Chewing Metadata…
November 22nd, 2007
Yes I saw and heard a lot about Green IT lately, especially after 2 weeks of interesting SNW conferences in Dallas and Frankfurt last month, including for the new SNIA Green Storage Initiative. But I won’t mention the G word in this note… especially since my fellow blogger Hu already covers this very eloquently.
This time I’d like to take a look at some of the challenges the world of data storage will face with the so-called metadata and its utilization for data and information management purposes. Some of the publications and related work associated with the Semantic Conference earlier this year got me to think about what it could mean for data storage and data management. In so many different IT layers including applications as well as management systems, many IT tools build a huge amount of reference data and/or contextual information about data that are created, accessed, transported, shared or protected. The ILM & DLM requirements got the storage industry to think that it would be very useful to organize the use of and access to such metadata. By doing so it becomes possible to optimize the management of IT assets and data assets according to policies that relate to business & IT operations efficiencies, including managing the changing value of data. This is a great development as storage solutions have tons of potential to optimize where, when and how data should be stored; just think about thin-provisioning, tiered-storage or data de-dup as examples.
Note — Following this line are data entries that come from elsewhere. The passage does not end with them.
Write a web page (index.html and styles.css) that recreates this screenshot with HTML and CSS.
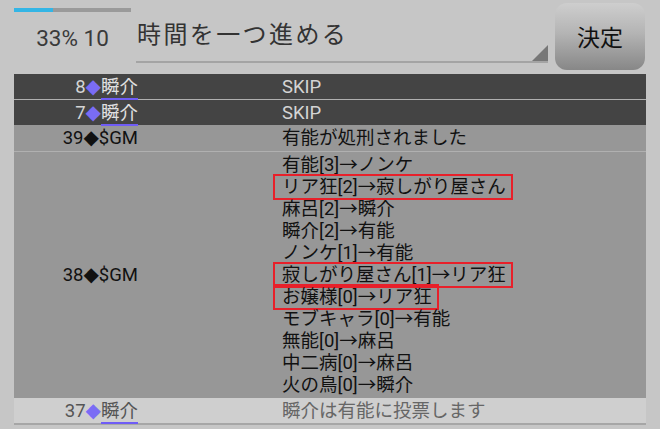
FILE: index.html
```html
<!DOCTYPE html>
<html lang="ja">
<head>
	<meta charset="UTF-8">
	<meta name="viewport" content="width=device-width, initial-scale=1.0">
	<title>ログ</title>
	<link rel="stylesheet" href="styles.css">
</head>

<body>
	<div class="screen">
		<!-- header: progress, action select, confirm button -->
		<div class="header">
			<div class="status">
				<div class="progress"><div class="progress-fill"></div></div>
				<div class="status-label">33% 10</div>
			</div>
			<div class="select">
				<span class="select-text">時間を一つ進める</span>
				<span class="select-arrow"></span>
			</div>
			<div class="button">決定</div>
		</div>

		<!-- log list -->
		<div class="log">
			<div class="row dark sep">
				<div class="who">8<span class="dia">◆</span><span class="name">瞬介</span></div>
				<div class="what">SKIP</div>
			</div>
			<div class="row dark">
				<div class="who">7<span class="dia">◆</span><span class="name">瞬介</span></div>
				<div class="what">SKIP</div>
			</div>
			<div class="row mid sep">
				<div class="who">39<span class="dia">◆</span>$GM</div>
				<div class="what">有能が処刑されました</div>
			</div>
			<div class="row mid">
				<div class="who">38<span class="dia">◆</span>$GM</div>
				<div class="what">
					<div>有能[3]→ノンケ</div>
					<div><span class="mark">リア狂[2]→寂しがり屋さん</span></div>
					<div>麻呂[2]→瞬介</div>
					<div>瞬介[2]→有能</div>
					<div>ノンケ[1]→有能</div>
					<div><span class="mark">寂しがり屋さん[1]→リア狂</span></div>
					<div><span class="mark">お嬢様[0]→リア狂</span></div>
					<div>モブキャラ[0]→有能</div>
					<div>無能[0]→麻呂</div>
					<div>中二病[0]→麻呂</div>
					<div>火の鳥[0]→瞬介</div>
				</div>
			</div>
			<div class="row light last">
				<div class="who">37<span class="dia">◆</span><span class="name">瞬介</span></div>
				<div class="what">瞬介は有能に投票します</div>
			</div>
		</div>
	</div>
</body>

</html>
```

FILE: styles.css
```css
* {
	margin: 0;
	padding: 0;
	box-sizing: border-box;
}
body {
	font: normal 18.5px/22px Roboto, "Noto Sans CJK JP", sans-serif;
	background: #c6c6c6;
	color: #111;
}
.screen {
	width: 660px;
	height: 429px;
	overflow: hidden;
}

/* header */
.header {
	display: flex;
	height: 74px;
}
.status {
	width: 131px;
	padding-left: 14px;
	padding-top: 8px;
}
.progress {
	height: 4px;
	background: #9a9a9a;
}
.progress-fill {
	width: 33%;
	height: 100%;
	background: #33b5e5;
}
.status-label {
	margin-top: 13px;
	font-size: 22.5px;
	line-height: 26px;
	text-align: center;
	color: #3a3a3a;
}
.select {
	position: relative;
	width: 412px;
	height: 63px;
	margin-left: 5px;
	padding-top: 17px;
	border-bottom: 2px solid #a4a4a4;
}
.select-text {
	display: block;
	padding-left: 1px;
	font: normal 24px/32px "Noto Sans CJK JP", sans-serif;
	letter-spacing: 2.4px;
	color: #333;
}
.select-arrow {
	position: absolute;
	right: 0;
	bottom: 0;
	width: 0;
	height: 0;
	border-left: 16px solid transparent;
	border-bottom: 16px solid #777;
}
.button {
	display: flex;
	align-items: center;
	justify-content: center;
	width: 90px;
	height: 67px;
	margin: 3px 0 0 7px;
	border-radius: 12px;
	background: linear-gradient(to bottom, #cecece 0%, #b4b4b4 45%, #878787 100%);
	font: normal 23px/1 "Noto Sans CJK JP", sans-serif;
	color: #111;
}

/* log list */
.log {
	width: 632px;
	margin-left: 14px;
}
.row {
	display: grid;
	grid-template-columns: 126px 1fr;
	column-gap: 142px;
	align-items: center;
	padding: 2px 0 1px;
}
.row.mid {
	padding: 2px 0 2px;
}
.row.sep {
	border-bottom: 1px solid #b0b0b0;
}
.row.last {
	border-bottom: 2px solid #a6a6a6;
}
.dark {
	background: #444;
	color: #d4d4d4;
}
.mid {
	background: #979797;
	color: #111;
}
.light {
	background: #cfcfcf;
	color: #555;
}
.who {
	text-align: right;
	padding-right: 2px;
	white-space: nowrap;
}
.dia {
	font-family: "DejaVu Sans", sans-serif;
	font-size: 20px;
	line-height: 1;
	color: #7a6cf5;
}
.mid .dia {
	color: #111;
}
.name {
	border-bottom: 2px solid #6f5cf6;
}
.dark .name {
	color: #e0e0e0;
}
.light .what {
	color: #666;
}
.mark {
	display: inline-block;
	margin-left: -7px;
	padding: 0 5px 0 7px;
	outline: 2px solid #e8202a;
}
```
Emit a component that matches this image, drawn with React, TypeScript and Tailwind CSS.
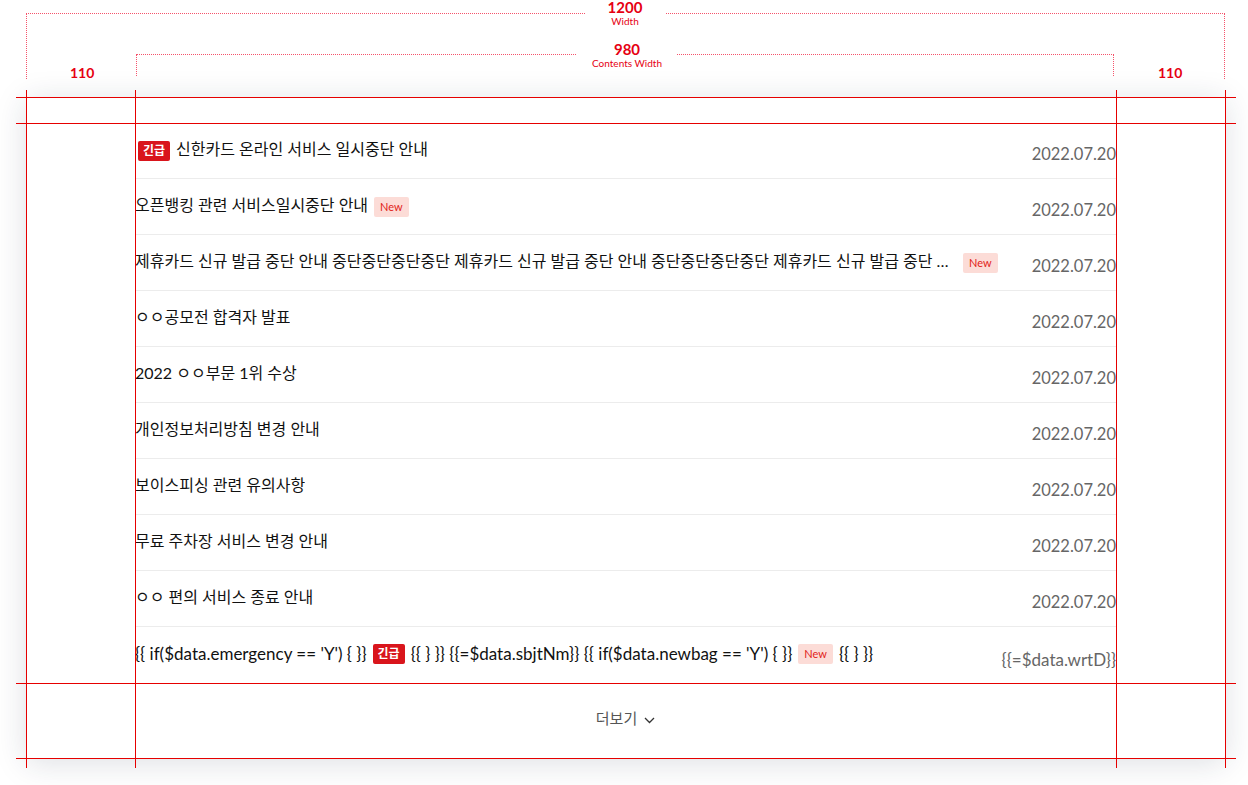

Handling metadata is so important that the storage industry is looking at easing the access to it especially for environments where it matters a lot such as fixed-content or archiving. The SNIA XAM initiative is a typical example of a future industry standard to enable open access to both data and metadata without depending on a specific application framework. So as storage solutions get closer to information management requirements – and here I mean that storage technologies and standards will give access to actionable resources and services to help achieving information management objectives – it is very likely that the amount of metadata will increase, starting with what can be generated by the original application that created the data in the first place. Associated with the metadata growth we can also anticipate that there will be a diversification of metadata to make it richer, more relevant and more dynamic. Multi-tenancy metadata is likely to be generalized. So if we can foresee that access to metadata will become easier, will the utilization of metadata become any easier too? This is a genuine question since metadata interpretation is very much application dependent today. Of course, “basic” details such as creation date & time, last modification date & time, data type etc. can be leveraged outside the application context. However more contextual references could become more difficult to utilize. As an example take a set of CRM records that have been tagged as “critical” because the CRM application has determined that the status of those customers required such tagging: whilst the context of such decision is obvious within the CRM application, it is less evident to refer to this decision context outside the application. The significance of the tag “critical” is also a difficult notion to export outside the application context. Is “Critical” a level of dangerousness or a sales process indicator? We can see that it becomes relatively difficult to automate data management tasks based on metadata content that is hard to interpret or for which a human intervention is required. With the anticipated explosion of metadata and metadata types, it is not difficult to believe that handling contextual metadata will become increasingly complex and will require a different approach to allow storage solutions to make sense out of them.
Several years ago, the Web architects faced a similar situation. The Web is by definition a very distributed environment where data is disseminated in many ways and formats. It is therefore challenging for any web users, man or machine, to use different sets of data to (re)construct or determine a set of information matching specified objectives. However the human brain is very quick at performing these tasks, combining data from different sources even if different terminologies are used. What could be done to help the computers and applications to perform in analogous ways on the web? In addition to traditional parameters to call services, a notion of semantic could be added. The Semantic Web project started by W3C in the 90’s helped to specify how metadata should be constructed to provide “portable” metadata that could be directly interpreted by the computer: a machine processable format including a common naming (URI), a common data model for expressing metadata (RDF) and where to find such metadata on the web and a common vocabulary (Ontologies). So W3C standards RDF (and RDFS) and OWL have helped positioning the use of semantic technologies to extend the Web as a reasoning metadata-based infrastructure. The semantic fields have since been extended to address larger notions such as interoperable content, executable knowledge or semantic infrastructure. Web2.0 applications have also leveraged such semantic concepts.
Could semantic technologies enhance data management solutions? Future trends for the storage industry describe the next generation of storage solutions as more autonomous, self-healing, and capable to react or even anticipate the rapid evolution of the IT infrastructure in response to business changes. Such “intelligence” will have to include a significant amount of contextual analysis based on information managed by the different layers involved in IT operations, accessible and interpretable by management frameworks including those driving storage services. So yes, it looks like semantic technologies could be leveraged to help with metadata handling for data storage solutions as well as ILM/DLM best practices. This is not an obvious step forward as many hurdles exist including the questions around metadata formats or the need for a data model. But addressing complex metadata contexts will become necessary for achieving higher-level of management intelligence including for sophisticated storage services. Maybe to even further the greening of IT… Ooops! No G word I said.